Well, fingers crossed for AI . . .
Though some of the best shorts have been more conventional: companies that were disintermediated by AI, or had the wrong balance sheet structure, weren’t ready for competition from China. Conventional, fundamental stories rather than headline-grabbing stuff like fraud. If you’re finding one fraud every two or three years, you’re probably doing quite well.
What are the clients asking for today, and how has it changed over the past five years?
We’re definitely seeing an increase in readership of our long product. The market changed quite a bit over the past year. The Americans are coming back to Europe, having lost some confidence in the dollar. They’d been structurally reducing their European exposure for 10 or 20 years, and that’s reversing.
There’s a whole generation of US long-onlys that were so focused on the Magnificent Seven. They don’t really know much about European stocks. There are a lot of £10-£20bn companies in Europe which are not well known or understood. There’s an increasing demand for teach-ins on what a company does.
People are still doing a lot of shorts, but the nature of shorting has changed a bit. Hedge fund strategies are to run smaller positions and stay below the disclosure threshold. We’re seeing fewer huge bets that could be squeezed, either because they have got it wrong or it’s a meme stock. People have been scared away a little bit from shorts. We’ve got in-house data showing the number of institutions in Europe to disclose a short is at record lows since we started the business.

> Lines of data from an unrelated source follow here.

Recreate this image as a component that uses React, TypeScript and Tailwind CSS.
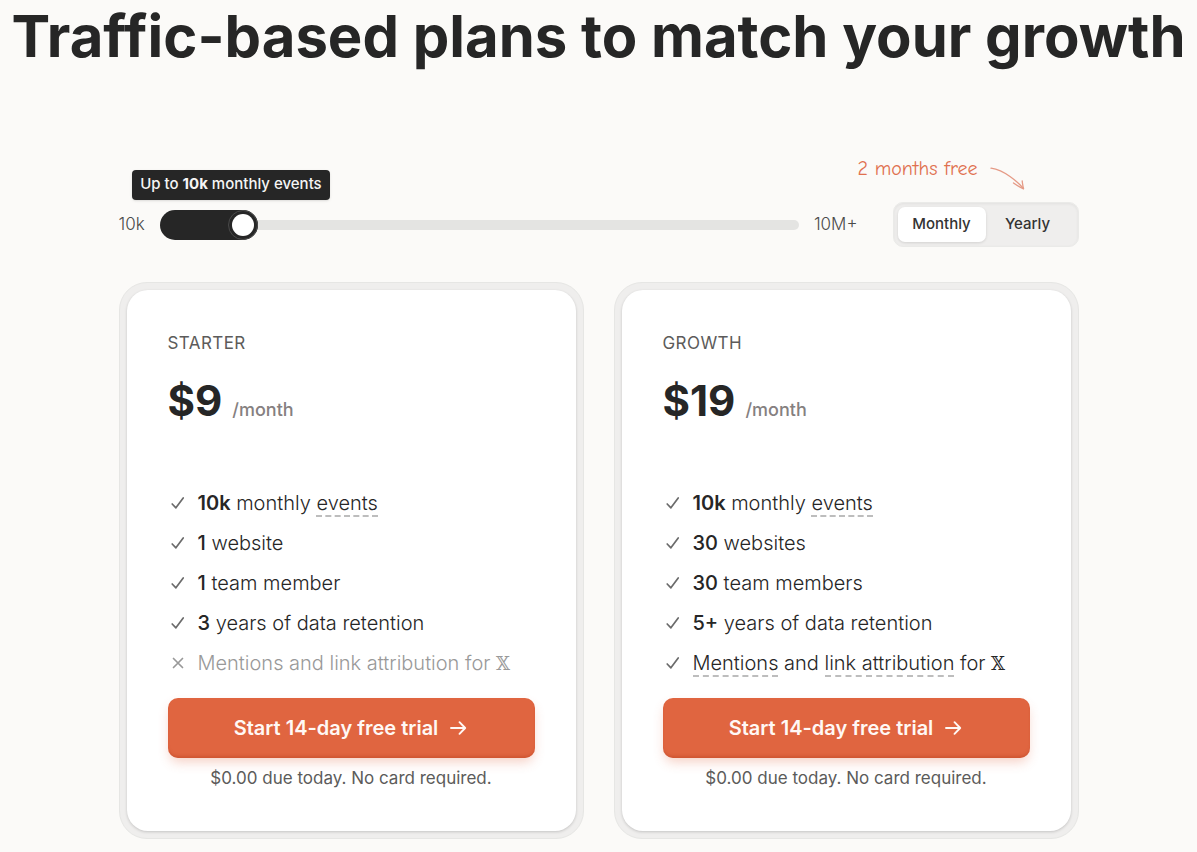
import { useState, type FC, type ReactNode } from "react";

interface IFeature {
  label: ReactNode;
  disabled?: boolean;
}

interface IPlan {
  name: string;
  monthly: number;
  features: IFeature[];
}

const MIN_FILL = 98;

const Hint: FC<{ children: ReactNode }> = ({ children }) => (
  <span className="border-b-2 border-dashed border-[#bdbdbd]">{children}</span>
);

const Amount: FC<{ children: ReactNode }> = ({ children }) => (
  <span className="font-medium">{children}</span>
);

const XMark = () => (
  <span className="font-['DejaVu_Serif',serif] text-lg">𝕏</span>
);

const FeatureIcon: FC<{ disabled?: boolean }> = ({ disabled }) => (
  <svg
    viewBox="0 0 20 20"
    className={`size-5 shrink-0 ${disabled ? "text-[#999]" : "text-[#6b6b6b]"}`}
    fill="none"
    stroke="currentColor"
    strokeWidth="1.700"
    strokeLinecap="round"
    strokeLinejoin="round"
    aria-hidden="true"
  >
    {disabled ? (
      <path d="M5.500 5.500l9 9M14.500 5.500l-9 9" />
    ) : (
      <path d="M4.200 11l3.700 3.800L15.200 5" />
    )}
  </svg>
);

const plans: IPlan[] = [
  {
    name: "Starter",
    monthly: 9,
    features: [
      {
        label: (
          <>
            <span className="font-semibold">10k</span> monthly{" "}
            <Hint>events</Hint>
          </>
        ),
      },
      { label: <><Amount>1</Amount> website</> },
      { label: <><Amount>1</Amount> team member</> },
      { label: <><Amount>3</Amount> years of data retention</> },
      {
        label: <>Mentions and link attribution for <XMark /></>,
        disabled: true,
      },
    ],
  },
  {
    name: "Growth",
    monthly: 19,
    features: [
      {
        label: (
          <>
            <span className="font-semibold">10k</span> monthly{" "}
            <Hint>events</Hint>
          </>
        ),
      },
      { label: <><Amount>30</Amount> websites</> },
      { label: <><Amount>30</Amount> team members</> },
      { label: <><Amount>5+</Amount> years of data retention</> },
      {
        label: (
          <>
            <Hint>Mentions</Hint> and <Hint>link attribution</Hint> for{" "}
            <XMark />
          </>
        ),
      },
    ],
  },
];

const EventsSlider: FC = () => {
  const [step, setStep] = useState(0);
  const fill = `calc(${MIN_FILL}px + (100% - ${MIN_FILL}px) * ${step / 8})`;

  return (
    <div className="flex flex-1 items-center gap-[15px] text-[17px] font-light text-[#4a4a4a]">
      <span>10k</span>
      <div className="relative flex h-[30px] flex-1 items-center">
        <div className="h-2.5 w-full rounded-full bg-[#e4e4e2]"></div>
        <div
          className="absolute inset-y-0 left-0 flex justify-end rounded-full bg-[#262626]"
          style={{ width: fill }}
        >
          <div className="size-[30px] rounded-full border border-[#4a4a4a] bg-[#262626] p-[3px]">
            <div className="size-full rounded-full bg-white"></div>
          </div>
          <div className="absolute -right-[72px] bottom-10 flex h-[30px] items-center rounded bg-[#262626] px-2 text-[15px] font-medium whitespace-nowrap text-[#f5f5f5] shadow">
            <span>
              Up to <b className="font-bold">10k</b> monthly events
            </span>
          </div>
        </div>
        <input
          type="range"
          min={0}
          max={8}
          value={step}
          onChange={(e) => setStep(Number(e.target.value))}
          aria-label="Monthly events"
          className="absolute inset-0 w-full cursor-pointer opacity-0"
        />
      </div>
      <span>10M+</span>
    </div>
  );
};

interface IToggleProps {
  yearly: boolean;
  onChange: (yearly: boolean) => void;
}

const BillingToggle: FC<IToggleProps> = ({ yearly, onChange }) => {
  const active = "bg-white shadow-[0_1px_3px_rgba(0,0,0,0.12)]";

  return (
    <div className="relative grid w-[186px] grid-cols-2 rounded-[10px] border border-[#eaeae8] bg-[#efeeed] p-1 text-[15px] font-medium text-[#333] shadow-[inset_0_1px_3px_rgba(0,0,0,0.06)]">
      <div className="absolute right-[52px] bottom-full mb-3.5 flex h-[30px] items-start gap-3 text-[#e0704f]">
        <span className="font-['Comic_Neue','Lato',cursive] text-xl leading-5 whitespace-nowrap">
          2 months free
        </span>
        <svg
          viewBox="0 0 36 24"
          className="mt-2 h-6 w-9 shrink-0 text-[#e59a86]"
          fill="none"
          stroke="currentColor"
          strokeWidth="1.3"
          strokeLinecap="round"
          strokeLinejoin="round"
          aria-hidden="true"
        >
          <path d="M1 1.2C9 2.500 15 6 20 9.500c5 3.500 9 7 13.500 12" />
          <path d="M23.500 16c3 2.400 6.500 4.200 10 5.800-.6-3-1.200-5.300-1.300-8" />
        </svg>
      </div>
      <button
        type="button"
        aria-pressed={!yearly}
        onClick={() => onChange(false)}
        className={`h-[35px] rounded-[7px] ${yearly ? "" : active}`}
      >
        Monthly
      </button>
      <button
        type="button"
        aria-pressed={yearly}
        onClick={() => onChange(true)}
        className={`h-[35px] rounded-[7px] pr-1 ${yearly ? active : ""}`}
      >
        Yearly
      </button>
    </div>
  );
};

const PlanCard: FC<{ plan: IPlan; yearly: boolean }> = ({ plan, yearly }) => {
  const price = yearly ? Math.round((plan.monthly * 10) / 12) : plan.monthly;

  return (
    <section className="rounded-[28px] border border-[#e6e6e4] bg-[#efeeed] p-[7px]">
      <div className="rounded-[21px] bg-white p-[41px] shadow-[0_1px_3px_rgba(0,0,0,0.18)]">
        <h2 className="text-[17px] leading-6 tracking-wide text-[#5c5b5a] uppercase">
          {plan.name}
        </h2>

        <p className="mt-[21px] flex items-baseline gap-2.5">
          <span className="text-[42px] leading-[50px] font-bold">${price}</span>
          <span className="text-lg font-medium text-[#858080]">/month</span>
        </p>

        <ul className="mt-[57px] text-xl leading-10 font-[350]">
          {plan.features.map((feature, i) => (
            <li
              key={i}
              className={`flex h-10 items-center gap-2.5 ${feature.disabled ? "text-[#999]" : ""}`}
            >
              <FeatureIcon disabled={feature.disabled} />
              <span className="whitespace-nowrap">{feature.label}</span>
            </li>
          ))}
        </ul>

        <button
          type="button"
          className="mt-[15px] flex h-[60px] w-full items-center justify-center gap-2.5 rounded-[10px] bg-[#e06540] text-xl font-semibold text-[#fff8f5] shadow-[0_6px_12px_-2px_rgba(224,101,64,0.3),inset_0_-3px_3px_-1px_rgba(190,70,35,0.5)]"
        >
          Start 14-day free trial
          <svg
            viewBox="0 0 20 20"
            className="size-5"
            fill="none"
            stroke="currentColor"
            strokeWidth="1.9"
            strokeLinecap="round"
            strokeLinejoin="round"
            aria-hidden="true"
          >
            <path d="M3 10h14M11.500 4.200L17.200 10l-5.700 5.800" />
          </svg>
        </button>
        <p className="mt-2 text-center text-[17px] leading-6 text-[#5c5b5a]">
          $0.00 due today. No card required.
        </p>
      </div>
    </section>
  );
};

const App: FC = () => {
  const [yearly, setYearly] = useState(false);

  return (
    <main className="min-h-screen overflow-x-hidden bg-[#fbfaf8] pb-3 font-['Inter',sans-serif] text-[#262626]">
      <h1 className="pt-1.5 text-center text-[58px] leading-[60px] font-bold whitespace-nowrap">
        Traffic-based plans to match your growth
      </h1>

      <div className="mx-auto mt-[136px] max-w-[960px]">
        <div className="flex items-center gap-[35px]">
          <EventsSlider />
          <BillingToggle yearly={yearly} onChange={setYearly} />
        </div>

        <div className="mt-[35px] grid grid-cols-2 gap-[30px]">
          {plans.map((plan) => (
            <PlanCard key={plan.name} plan={plan} yearly={yearly} />
          ))}
        </div>
      </div>
    </main>
  );
};

export default App;
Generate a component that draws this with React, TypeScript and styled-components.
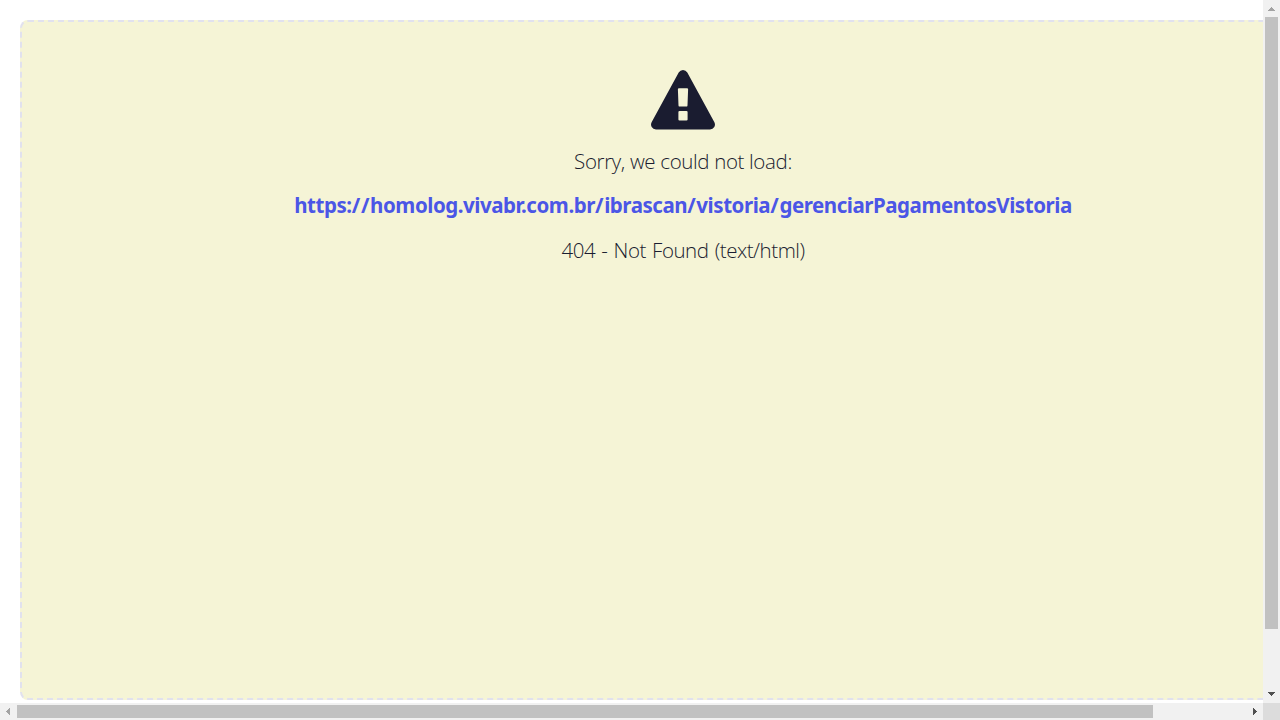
import React from "react";
import styled, { createGlobalStyle } from "styled-components";

const GlobalStyle = createGlobalStyle`
  html, body { margin: 0; padding: 0; overflow: hidden; background: #fff; }
  * { box-sizing: border-box; }
`;

const Window = styled.div`
  display: grid;
  grid-template-columns: 1263px 17px;
  grid-template-rows: 703px 17px;
  width: 1280px;
  height: 720px;
  overflow: hidden;
`;

const Viewport = styled.main`
  overflow: hidden;
  padding: 20px;
  background: #fff;
`;

const ErrorPanel = styled.section`
  display: flex;
  flex-direction: column;
  align-items: center;
  width: 1326px;
  height: 680px;
  padding-top: 48px;
  border: 2px dashed #e1e1ee;
  border-radius: 8px;
  background: #f5f4d6;
  color: #1a1c30;
  font-family: "Open Sans", "Noto Sans", sans-serif;
`;

const WarningIcon = styled.svg`
  display: block;
  width: 64px;
  height: 60px;
  margin-bottom: 16px;
`;

const Message = styled.p<{ $spacing: number; $wordSpacing?: number }>`
  margin: 0 0 14px;
  font-size: 20.5px;
  font-weight: 300;
  line-height: 30px;
  letter-spacing: ${(p) => p.$spacing}px;
  word-spacing: ${(p) => p.$wordSpacing ?? 0}px;
  white-space: nowrap;
`;

const Address = styled(Message)`
  margin-bottom: 15px;
  color: #4b56e6;
  font-family: "Noto Sans", "Open Sans", sans-serif;
  font-weight: 700;
`;

const Slash = styled.span`
  letter-spacing: 0.7px;
`;

const ScrollTrack = styled.div<{ $vertical?: boolean }>`
  display: flex;
  flex-direction: ${(p) => (p.$vertical ? "column" : "row")};
  justify-content: space-between;
  align-items: center;
  background: #f1f1f1;
`;

const Thumb = styled.div<{ $vertical?: boolean }>`
  width: ${(p) => (p.$vertical ? "13px" : "1136px")};
  height: ${(p) => (p.$vertical ? "612px" : "13px")};
  margin: ${(p) => (p.$vertical ? "0 0 auto" : "0 auto 0 0")};
  background: #c1c1c1;
`;

const Arrow = styled.svg`
  display: block;
  flex: none;
  width: 17px;
  height: 17px;
`;

const Corner = styled.div`
  background: #dcdcdc;
`;

export default function App() {
  return (
    <>
      <GlobalStyle />
      <Window>
        <Viewport>
          <ErrorPanel>
            <WarningIcon viewBox="0 0 64 60" aria-hidden="true">
              <path
                fill="#1a1c30"
                fillRule="evenodd"
                d="M27.7 2.5Q29.2 0 32 0T36.3 2.5L63.4 52.2Q64.6 54.6 63.3 57Q61.9 59.4 59 59.4H5Q2.1 59.4.7 57Q-.6 54.6.6 52.2ZM28 18.2Q26.8 18.2 26.9 19.4L27.5 35.4Q27.6 36.6 28.8 36.6H35.2Q36.4 36.6 36.5 35.4L37.1 19.4Q37.2 18.2 36 18.2ZM28.5 41Q27.4 41 27.4 42.1V49.5Q27.4 50.6 28.5 50.6H35.5Q36.6 50.6 36.6 49.5V42.1Q36.6 41 35.5 41Z"
              />
            </WarningIcon>
            <Message $spacing={-0.35}>Sorry, we could not load:</Message>
            <Address $spacing={-0.45}>
              https:<Slash>//</Slash>homolog.vivabr.com.br<Slash>/</Slash>ibrascan
              <Slash>/</Slash>vistoria<Slash>/</Slash>gerenciarPagamentosVistoria
            </Address>
            <Message $spacing={-0.46} $wordSpacing={1.3}>
              404 - Not Found (text/html)
            </Message>
          </ErrorPanel>
        </Viewport>
        <ScrollTrack $vertical>
          <Arrow viewBox="0 0 17 17" shapeRendering="crispEdges">
            <path fill="#a3a3a3" d="M8 7h1v1h1v1h1v1h1v1H5v-1h1V9h1V8h1z" />
          </Arrow>
          <Thumb $vertical />
          <Arrow viewBox="0 0 17 17" shapeRendering="crispEdges">
            <path fill="#505050" d="M5 6h7v1h-1v1h-1v1H9v1H8V9H7V8H6V7H5z" />
          </Arrow>
        </ScrollTrack>
        <ScrollTrack>
          <Arrow viewBox="0 0 17 17" shapeRendering="crispEdges">
            <path fill="#a3a3a3" d="M6 8h1V7h1V6h1V5h1v7H9v-1H8v-1H7V9H6z" />
          </Arrow>
          <Thumb />
          <Arrow viewBox="0 0 17 17" shapeRendering="crispEdges">
            <path fill="#505050" d="M7 5h1v1h1v1h1v1h1v1h-1v1H9v1H8v1H7z" />
          </Arrow>
        </ScrollTrack>
        <Corner />
      </Window>
    </>
  );
}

And there are a lot of European small- and mid-caps where you struggle to find the daily liquidity. So even if you have an amazing short, your ability to trade the stock is quite low.
Among retail investors, I’m not sure it’s well understood how tough it is to get borrow on some of the stocks they think are getting shorted to oblivion.
Yeah, and to stay the distance. You have to pay for the borrow. You might have to pay for a dividend. There’s recall risk. And the thesis might take two years to play out. It’s an expensive trade to sit in.
In the 15 years you’ve been running The Analyst, what’s been your favourite idea?
I’m going to go for Let’s Gowex [a Spanish WiFi provider that declared bankruptcy in 2014 after admitting to falsifying accounts]. That’s my favourite because it was all done with fieldwork. We went to Spain and found the WiFi didn’t really work. We went to Ireland and found WiFi hardware that wasn’t switched on. Went to New York and couldn’t find any WiFi related to the company. It was three city trips to get the whole thesis. It was just fun.
The thing I enjoy most about the research is the fieldwork. Finding the factories that don’t exist. It was similar with NMC Health [a UK-listed hospital operator that collapsed in 2020]. Jack, my analyst, flew out to the Middle East and called me up on the first day to say: “Mark, this is a building site. It’s not a hospital.” You could see immediately with your own eyes why the capex in the accounts looked funny.
It’s a bit weird that we have HFT houses trying to get edge by buying satellite imagery to measure Walmart car park densities, while no one thinks to knock on a door in Spain.
Yeah, it’s a journalistic style. But it’s expensive and time consuming. It doesn’t happen because most of the sell-side is lossmaking, and the buy-side in general is not inclined to pay more for research. But you can usually get a signal from the accounts where the fieldwork is going to pay off.
Final question . . . Tell me something good and something bad about having your offices in Clapham North?
Ha! We’re trying to build the independent research valley of South London.
What’s good about it is that you’re outside the City and the West End. You’re out of the bubble. We’re able to have a great office space at a fraction of the cost of being in the City.
What’s not so nice … The detritus between Clapham North Tube Station and the office is just embarrassing. We’re paying for our own cleaner to pick litter off the streets, because Lambeth Council doesn’t do it, and because I hate the idea of my employees walking past burger wrappers and smashed bottles to get to the office. So we’re trying to clean it up.